## Your task
Starting at the first line of the listing below, retype each line up to and including the one that contains "w-[2436px] h-[940px] overflow-hidden". Leave pictures out.

** START Recorded data **

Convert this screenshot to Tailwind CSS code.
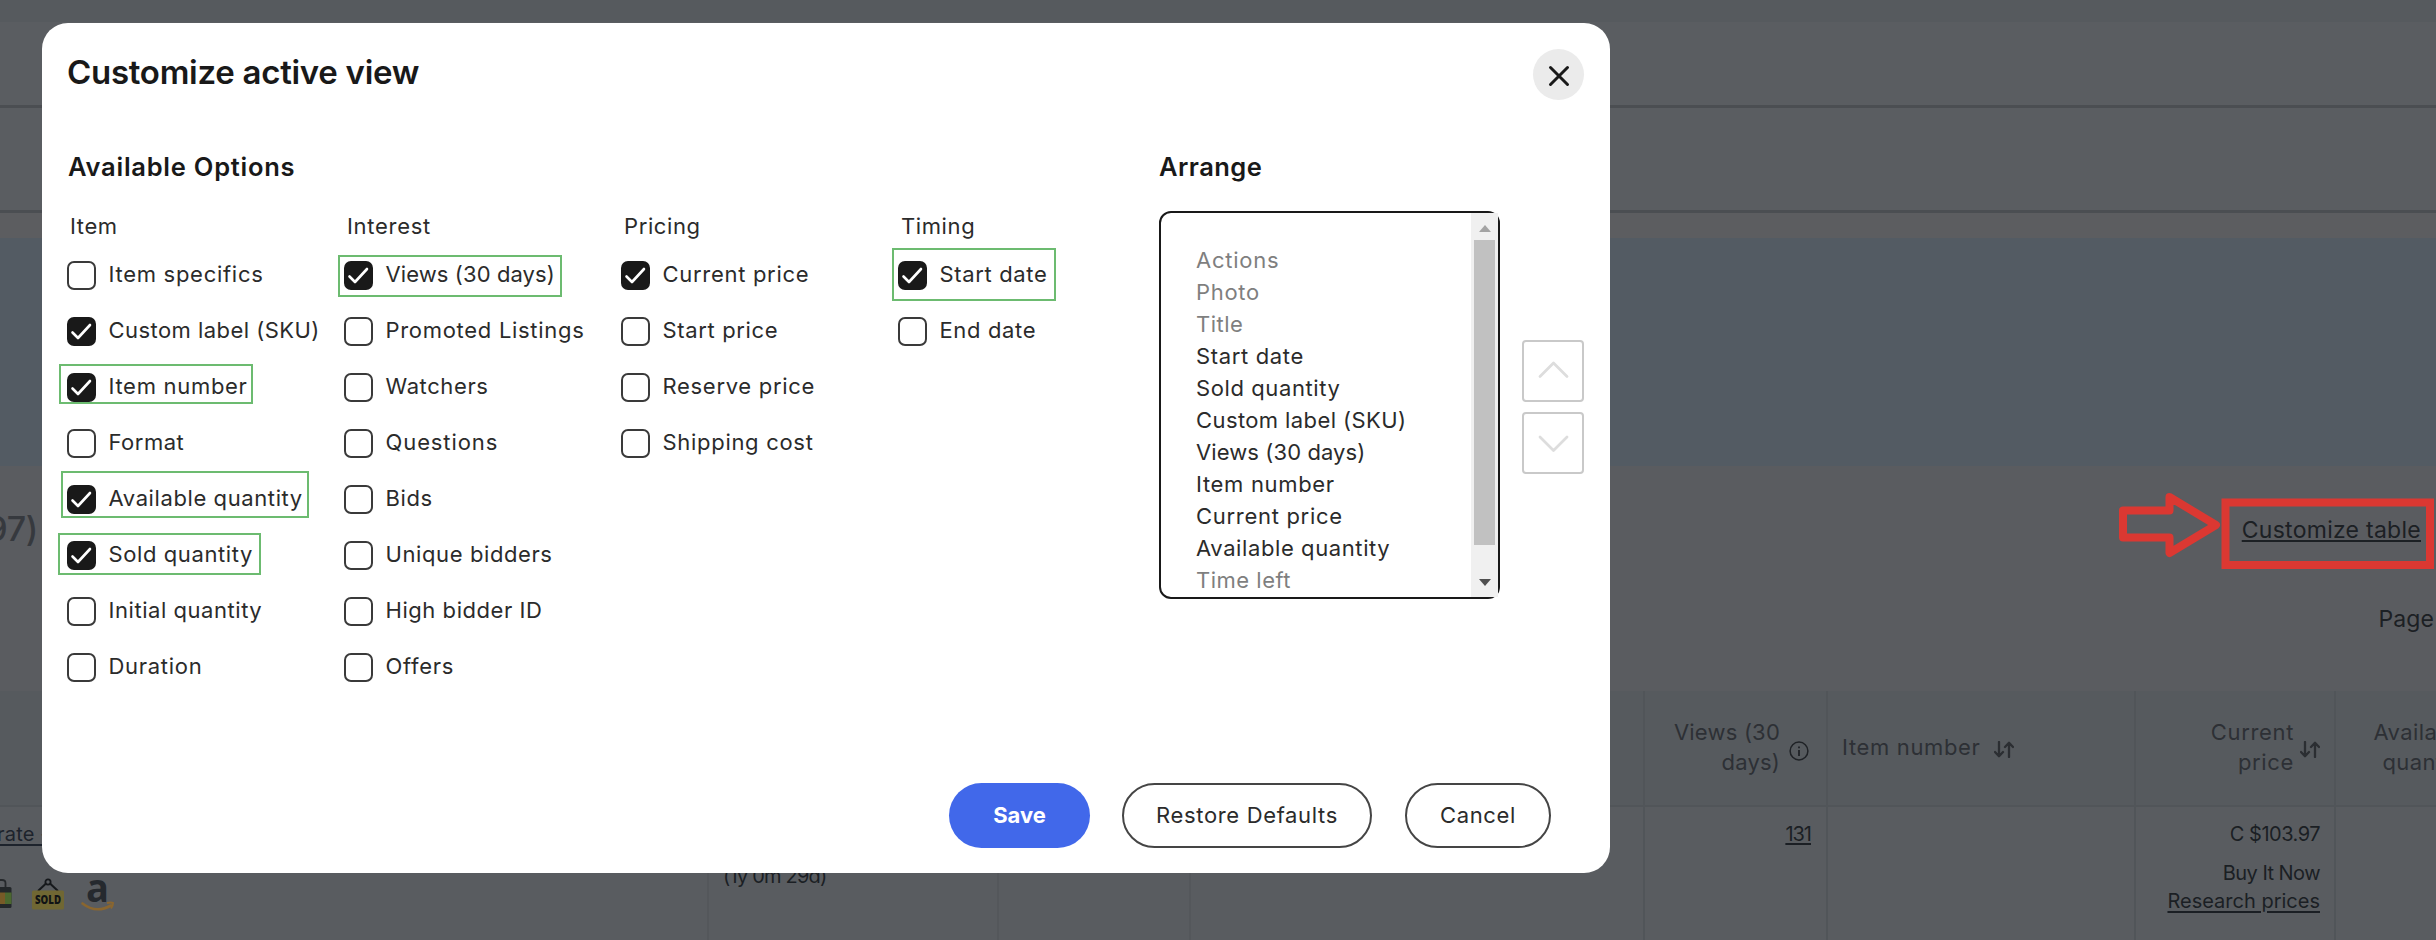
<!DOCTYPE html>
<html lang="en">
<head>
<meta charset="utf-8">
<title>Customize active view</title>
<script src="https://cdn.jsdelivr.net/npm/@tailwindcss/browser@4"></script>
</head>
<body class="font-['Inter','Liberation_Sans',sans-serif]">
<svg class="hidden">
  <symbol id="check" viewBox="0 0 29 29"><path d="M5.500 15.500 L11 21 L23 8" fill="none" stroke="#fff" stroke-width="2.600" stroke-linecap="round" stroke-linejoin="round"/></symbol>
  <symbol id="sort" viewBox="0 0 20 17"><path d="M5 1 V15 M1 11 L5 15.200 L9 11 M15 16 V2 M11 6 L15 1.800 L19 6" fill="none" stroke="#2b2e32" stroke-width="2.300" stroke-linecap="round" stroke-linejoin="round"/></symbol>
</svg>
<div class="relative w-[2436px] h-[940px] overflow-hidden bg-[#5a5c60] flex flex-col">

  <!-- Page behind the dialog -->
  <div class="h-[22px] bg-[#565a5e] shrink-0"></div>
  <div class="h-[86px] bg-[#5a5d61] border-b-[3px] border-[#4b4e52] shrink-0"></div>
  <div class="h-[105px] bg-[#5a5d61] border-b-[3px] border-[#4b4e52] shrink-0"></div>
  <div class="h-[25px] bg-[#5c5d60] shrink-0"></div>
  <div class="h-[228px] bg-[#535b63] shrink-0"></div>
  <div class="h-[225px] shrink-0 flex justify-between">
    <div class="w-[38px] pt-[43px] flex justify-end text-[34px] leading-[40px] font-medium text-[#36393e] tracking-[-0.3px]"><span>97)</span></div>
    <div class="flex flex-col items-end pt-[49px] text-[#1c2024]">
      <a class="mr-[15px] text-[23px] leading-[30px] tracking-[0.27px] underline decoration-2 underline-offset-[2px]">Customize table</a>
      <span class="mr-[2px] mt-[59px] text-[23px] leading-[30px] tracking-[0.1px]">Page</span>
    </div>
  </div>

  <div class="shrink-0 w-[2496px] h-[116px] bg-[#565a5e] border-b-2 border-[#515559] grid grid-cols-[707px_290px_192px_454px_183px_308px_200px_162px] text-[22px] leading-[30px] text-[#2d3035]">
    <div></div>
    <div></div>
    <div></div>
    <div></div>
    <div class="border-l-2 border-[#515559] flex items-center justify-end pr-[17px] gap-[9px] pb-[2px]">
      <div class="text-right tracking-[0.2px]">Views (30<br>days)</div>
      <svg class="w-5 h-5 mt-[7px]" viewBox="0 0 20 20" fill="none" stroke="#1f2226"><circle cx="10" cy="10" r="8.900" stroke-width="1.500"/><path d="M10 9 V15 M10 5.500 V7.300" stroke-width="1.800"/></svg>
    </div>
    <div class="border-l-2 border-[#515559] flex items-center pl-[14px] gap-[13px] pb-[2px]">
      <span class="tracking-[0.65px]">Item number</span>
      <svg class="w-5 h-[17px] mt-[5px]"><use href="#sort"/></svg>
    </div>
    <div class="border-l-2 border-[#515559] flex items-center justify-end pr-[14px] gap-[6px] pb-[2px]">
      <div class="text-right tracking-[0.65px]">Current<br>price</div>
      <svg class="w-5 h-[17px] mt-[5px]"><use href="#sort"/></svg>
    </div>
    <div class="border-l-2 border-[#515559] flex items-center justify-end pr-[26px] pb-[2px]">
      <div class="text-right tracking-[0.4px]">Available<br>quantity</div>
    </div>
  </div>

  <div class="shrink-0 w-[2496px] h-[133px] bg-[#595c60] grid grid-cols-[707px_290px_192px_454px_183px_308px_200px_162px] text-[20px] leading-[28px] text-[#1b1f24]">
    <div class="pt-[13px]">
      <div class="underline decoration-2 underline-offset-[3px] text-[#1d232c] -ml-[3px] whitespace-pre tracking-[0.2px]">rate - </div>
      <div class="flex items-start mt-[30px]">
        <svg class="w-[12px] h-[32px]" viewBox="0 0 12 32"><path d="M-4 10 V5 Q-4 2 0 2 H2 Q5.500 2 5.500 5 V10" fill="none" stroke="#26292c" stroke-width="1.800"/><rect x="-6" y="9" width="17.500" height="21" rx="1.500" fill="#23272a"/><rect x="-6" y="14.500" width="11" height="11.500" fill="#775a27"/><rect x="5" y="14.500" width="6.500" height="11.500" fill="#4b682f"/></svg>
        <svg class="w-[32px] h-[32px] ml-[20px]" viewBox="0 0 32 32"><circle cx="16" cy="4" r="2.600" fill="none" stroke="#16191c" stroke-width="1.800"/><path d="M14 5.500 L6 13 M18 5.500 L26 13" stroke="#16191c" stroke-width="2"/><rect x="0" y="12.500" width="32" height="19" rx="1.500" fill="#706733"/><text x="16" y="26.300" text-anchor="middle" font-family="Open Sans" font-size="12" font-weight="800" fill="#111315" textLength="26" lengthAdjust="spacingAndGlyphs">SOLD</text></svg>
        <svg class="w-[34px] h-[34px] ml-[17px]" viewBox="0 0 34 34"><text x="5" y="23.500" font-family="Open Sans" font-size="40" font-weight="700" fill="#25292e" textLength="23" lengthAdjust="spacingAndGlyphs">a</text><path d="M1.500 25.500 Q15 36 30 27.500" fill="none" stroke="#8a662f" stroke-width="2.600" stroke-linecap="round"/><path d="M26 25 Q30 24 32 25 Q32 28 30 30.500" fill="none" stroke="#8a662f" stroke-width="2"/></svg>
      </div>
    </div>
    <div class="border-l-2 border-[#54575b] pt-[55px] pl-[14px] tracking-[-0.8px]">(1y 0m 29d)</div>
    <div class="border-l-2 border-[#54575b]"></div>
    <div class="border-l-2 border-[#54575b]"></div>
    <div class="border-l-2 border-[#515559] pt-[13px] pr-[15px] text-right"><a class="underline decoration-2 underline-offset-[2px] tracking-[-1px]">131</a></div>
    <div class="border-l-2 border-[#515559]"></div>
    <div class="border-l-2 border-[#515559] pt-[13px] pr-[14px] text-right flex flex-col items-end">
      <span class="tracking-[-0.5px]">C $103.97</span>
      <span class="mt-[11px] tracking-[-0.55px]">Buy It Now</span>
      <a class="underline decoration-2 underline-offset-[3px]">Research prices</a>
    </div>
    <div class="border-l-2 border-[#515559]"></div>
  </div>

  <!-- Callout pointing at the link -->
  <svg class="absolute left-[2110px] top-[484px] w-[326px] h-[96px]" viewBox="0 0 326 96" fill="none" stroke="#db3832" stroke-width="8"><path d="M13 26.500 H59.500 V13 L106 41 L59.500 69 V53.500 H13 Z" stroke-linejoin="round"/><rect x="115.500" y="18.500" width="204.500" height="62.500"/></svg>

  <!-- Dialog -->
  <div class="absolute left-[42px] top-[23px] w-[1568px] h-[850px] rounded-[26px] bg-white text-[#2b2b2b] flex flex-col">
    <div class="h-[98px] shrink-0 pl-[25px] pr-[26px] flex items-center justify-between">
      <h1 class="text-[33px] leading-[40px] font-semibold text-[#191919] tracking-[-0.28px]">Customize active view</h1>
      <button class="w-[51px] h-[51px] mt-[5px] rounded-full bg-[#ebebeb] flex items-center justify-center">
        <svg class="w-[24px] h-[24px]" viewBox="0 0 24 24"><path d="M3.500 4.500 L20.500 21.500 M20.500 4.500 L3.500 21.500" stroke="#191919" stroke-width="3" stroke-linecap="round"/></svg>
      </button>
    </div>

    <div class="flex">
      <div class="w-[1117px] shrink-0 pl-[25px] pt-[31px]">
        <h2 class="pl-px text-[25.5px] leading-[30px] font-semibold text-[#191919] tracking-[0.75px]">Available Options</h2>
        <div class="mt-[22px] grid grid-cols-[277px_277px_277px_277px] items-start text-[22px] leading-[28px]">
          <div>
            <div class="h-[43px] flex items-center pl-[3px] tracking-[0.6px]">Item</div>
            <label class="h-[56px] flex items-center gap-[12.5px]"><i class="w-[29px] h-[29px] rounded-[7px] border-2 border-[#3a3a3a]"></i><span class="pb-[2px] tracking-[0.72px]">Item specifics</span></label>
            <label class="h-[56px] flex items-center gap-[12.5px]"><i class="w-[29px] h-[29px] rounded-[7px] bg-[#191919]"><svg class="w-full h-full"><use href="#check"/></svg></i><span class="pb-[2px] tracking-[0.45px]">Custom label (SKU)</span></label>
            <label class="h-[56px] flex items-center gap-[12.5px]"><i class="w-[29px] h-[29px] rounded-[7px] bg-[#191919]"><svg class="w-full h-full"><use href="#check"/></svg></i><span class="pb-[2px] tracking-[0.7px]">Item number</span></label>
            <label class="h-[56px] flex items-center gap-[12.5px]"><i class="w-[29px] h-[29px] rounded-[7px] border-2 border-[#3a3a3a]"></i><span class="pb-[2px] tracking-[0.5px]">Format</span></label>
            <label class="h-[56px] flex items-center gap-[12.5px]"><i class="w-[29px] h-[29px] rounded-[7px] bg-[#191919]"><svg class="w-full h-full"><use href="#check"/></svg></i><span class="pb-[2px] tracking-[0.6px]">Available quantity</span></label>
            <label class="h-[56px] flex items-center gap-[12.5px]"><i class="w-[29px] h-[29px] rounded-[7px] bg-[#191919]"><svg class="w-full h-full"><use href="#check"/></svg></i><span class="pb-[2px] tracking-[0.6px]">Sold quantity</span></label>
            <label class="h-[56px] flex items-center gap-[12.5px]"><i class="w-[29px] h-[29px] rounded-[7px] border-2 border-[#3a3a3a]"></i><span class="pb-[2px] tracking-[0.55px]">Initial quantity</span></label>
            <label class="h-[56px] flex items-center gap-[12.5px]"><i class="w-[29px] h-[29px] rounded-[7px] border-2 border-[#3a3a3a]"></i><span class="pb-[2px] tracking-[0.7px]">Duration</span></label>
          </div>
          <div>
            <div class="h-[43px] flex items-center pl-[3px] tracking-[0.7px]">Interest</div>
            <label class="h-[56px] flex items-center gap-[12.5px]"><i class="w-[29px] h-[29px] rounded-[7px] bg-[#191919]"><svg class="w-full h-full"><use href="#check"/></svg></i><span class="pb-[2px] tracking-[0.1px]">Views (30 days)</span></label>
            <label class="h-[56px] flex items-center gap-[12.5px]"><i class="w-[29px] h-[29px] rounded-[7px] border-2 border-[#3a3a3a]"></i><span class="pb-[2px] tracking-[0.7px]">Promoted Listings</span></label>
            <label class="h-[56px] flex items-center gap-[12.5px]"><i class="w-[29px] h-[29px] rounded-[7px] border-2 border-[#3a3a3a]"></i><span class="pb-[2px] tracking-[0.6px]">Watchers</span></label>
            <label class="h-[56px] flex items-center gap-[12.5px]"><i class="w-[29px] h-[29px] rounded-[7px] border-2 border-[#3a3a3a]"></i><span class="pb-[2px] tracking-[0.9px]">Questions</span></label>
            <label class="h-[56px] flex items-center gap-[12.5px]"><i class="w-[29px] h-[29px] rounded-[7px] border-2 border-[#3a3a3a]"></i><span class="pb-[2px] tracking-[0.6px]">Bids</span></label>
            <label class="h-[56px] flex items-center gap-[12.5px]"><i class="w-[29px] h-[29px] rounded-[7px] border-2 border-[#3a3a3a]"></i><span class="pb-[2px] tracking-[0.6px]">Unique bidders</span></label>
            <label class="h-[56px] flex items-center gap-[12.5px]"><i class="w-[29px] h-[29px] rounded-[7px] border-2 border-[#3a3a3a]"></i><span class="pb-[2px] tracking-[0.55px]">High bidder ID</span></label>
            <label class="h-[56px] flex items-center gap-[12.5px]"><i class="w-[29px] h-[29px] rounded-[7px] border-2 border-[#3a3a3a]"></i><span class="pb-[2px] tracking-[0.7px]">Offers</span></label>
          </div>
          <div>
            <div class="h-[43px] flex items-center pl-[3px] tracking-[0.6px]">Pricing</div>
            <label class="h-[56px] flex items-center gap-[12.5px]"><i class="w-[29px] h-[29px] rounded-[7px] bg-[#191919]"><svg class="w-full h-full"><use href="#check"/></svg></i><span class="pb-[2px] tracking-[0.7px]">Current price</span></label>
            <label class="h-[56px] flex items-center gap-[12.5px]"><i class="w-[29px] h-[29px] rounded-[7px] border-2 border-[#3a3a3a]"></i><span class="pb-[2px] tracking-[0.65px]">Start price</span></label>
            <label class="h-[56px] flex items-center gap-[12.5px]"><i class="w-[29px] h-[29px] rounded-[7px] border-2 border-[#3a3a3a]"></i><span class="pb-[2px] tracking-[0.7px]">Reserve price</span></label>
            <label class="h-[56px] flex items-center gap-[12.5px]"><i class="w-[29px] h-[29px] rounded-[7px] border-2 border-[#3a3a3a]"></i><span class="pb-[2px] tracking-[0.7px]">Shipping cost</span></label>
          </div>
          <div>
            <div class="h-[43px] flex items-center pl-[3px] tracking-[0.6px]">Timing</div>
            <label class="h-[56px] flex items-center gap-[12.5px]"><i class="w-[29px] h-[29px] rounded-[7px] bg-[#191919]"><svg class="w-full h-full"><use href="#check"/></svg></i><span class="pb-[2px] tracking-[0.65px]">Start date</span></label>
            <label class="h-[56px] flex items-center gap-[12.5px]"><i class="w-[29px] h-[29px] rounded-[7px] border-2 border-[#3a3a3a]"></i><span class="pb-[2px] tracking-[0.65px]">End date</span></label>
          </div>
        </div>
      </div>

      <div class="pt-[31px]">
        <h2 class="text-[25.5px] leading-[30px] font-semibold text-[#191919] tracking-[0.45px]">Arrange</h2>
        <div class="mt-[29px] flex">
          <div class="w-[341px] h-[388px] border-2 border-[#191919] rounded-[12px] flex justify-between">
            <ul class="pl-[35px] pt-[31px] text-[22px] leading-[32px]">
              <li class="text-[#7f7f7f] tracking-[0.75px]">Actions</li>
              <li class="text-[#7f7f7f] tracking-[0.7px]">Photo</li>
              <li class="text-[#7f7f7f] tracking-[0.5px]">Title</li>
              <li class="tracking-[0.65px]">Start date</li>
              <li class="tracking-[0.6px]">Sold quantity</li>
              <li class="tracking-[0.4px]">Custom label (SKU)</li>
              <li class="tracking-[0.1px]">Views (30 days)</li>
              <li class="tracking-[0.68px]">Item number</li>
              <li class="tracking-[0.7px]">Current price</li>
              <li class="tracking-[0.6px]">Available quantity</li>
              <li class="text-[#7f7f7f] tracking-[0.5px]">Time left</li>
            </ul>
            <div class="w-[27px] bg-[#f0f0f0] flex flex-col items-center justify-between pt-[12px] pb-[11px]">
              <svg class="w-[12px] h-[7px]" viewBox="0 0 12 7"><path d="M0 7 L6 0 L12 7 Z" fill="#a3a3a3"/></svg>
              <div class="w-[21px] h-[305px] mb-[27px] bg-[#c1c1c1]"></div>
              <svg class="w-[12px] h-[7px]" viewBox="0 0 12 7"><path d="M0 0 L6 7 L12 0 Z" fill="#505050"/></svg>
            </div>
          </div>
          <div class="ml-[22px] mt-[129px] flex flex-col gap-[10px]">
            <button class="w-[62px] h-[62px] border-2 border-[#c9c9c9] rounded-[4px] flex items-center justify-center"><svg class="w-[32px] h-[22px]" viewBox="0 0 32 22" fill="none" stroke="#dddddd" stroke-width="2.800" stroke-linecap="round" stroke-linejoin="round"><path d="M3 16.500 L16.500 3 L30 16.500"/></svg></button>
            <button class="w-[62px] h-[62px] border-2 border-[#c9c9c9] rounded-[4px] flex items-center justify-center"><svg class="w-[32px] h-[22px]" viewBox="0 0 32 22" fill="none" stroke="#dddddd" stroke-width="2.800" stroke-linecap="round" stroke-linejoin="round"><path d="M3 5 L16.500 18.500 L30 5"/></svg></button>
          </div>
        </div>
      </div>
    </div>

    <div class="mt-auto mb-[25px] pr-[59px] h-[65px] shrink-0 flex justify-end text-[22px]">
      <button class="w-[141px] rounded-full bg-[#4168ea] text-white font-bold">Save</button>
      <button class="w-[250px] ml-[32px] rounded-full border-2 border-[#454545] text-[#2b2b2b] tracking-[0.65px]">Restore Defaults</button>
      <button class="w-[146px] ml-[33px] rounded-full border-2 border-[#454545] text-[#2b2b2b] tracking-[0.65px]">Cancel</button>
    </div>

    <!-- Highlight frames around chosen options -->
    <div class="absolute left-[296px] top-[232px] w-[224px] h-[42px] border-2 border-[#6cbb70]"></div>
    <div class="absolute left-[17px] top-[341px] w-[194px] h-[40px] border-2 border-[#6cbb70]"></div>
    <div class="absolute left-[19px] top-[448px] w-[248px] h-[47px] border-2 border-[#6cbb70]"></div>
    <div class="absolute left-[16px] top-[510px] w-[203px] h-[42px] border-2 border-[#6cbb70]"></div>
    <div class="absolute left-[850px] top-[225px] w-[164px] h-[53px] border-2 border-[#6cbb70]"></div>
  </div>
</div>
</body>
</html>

** END Recorded data **

## Solution
Convert this screenshot to Tailwind CSS code.
<!DOCTYPE html>
<html lang="en">
<head>
<meta charset="utf-8">
<title>Customize active view</title>
<script src="https://cdn.jsdelivr.net/npm/@tailwindcss/browser@4"></script>
</head>
<body class="font-['Inter','Liberation_Sans',sans-serif]">
<svg class="hidden">
  <symbol id="check" viewBox="0 0 29 29"><path d="M5.500 15.500 L11 21 L23 8" fill="none" stroke="#fff" stroke-width="2.600" stroke-linecap="round" stroke-linejoin="round"/></symbol>
  <symbol id="sort" viewBox="0 0 20 17"><path d="M5 1 V15 M1 11 L5 15.200 L9 11 M15 16 V2 M11 6 L15 1.800 L19 6" fill="none" stroke="#2b2e32" stroke-width="2.300" stroke-linecap="round" stroke-linejoin="round"/></symbol>
</svg>
<div class="relative w-[2436px] h-[940px] overflow-hidden bg-[#5a5c60] flex flex-col">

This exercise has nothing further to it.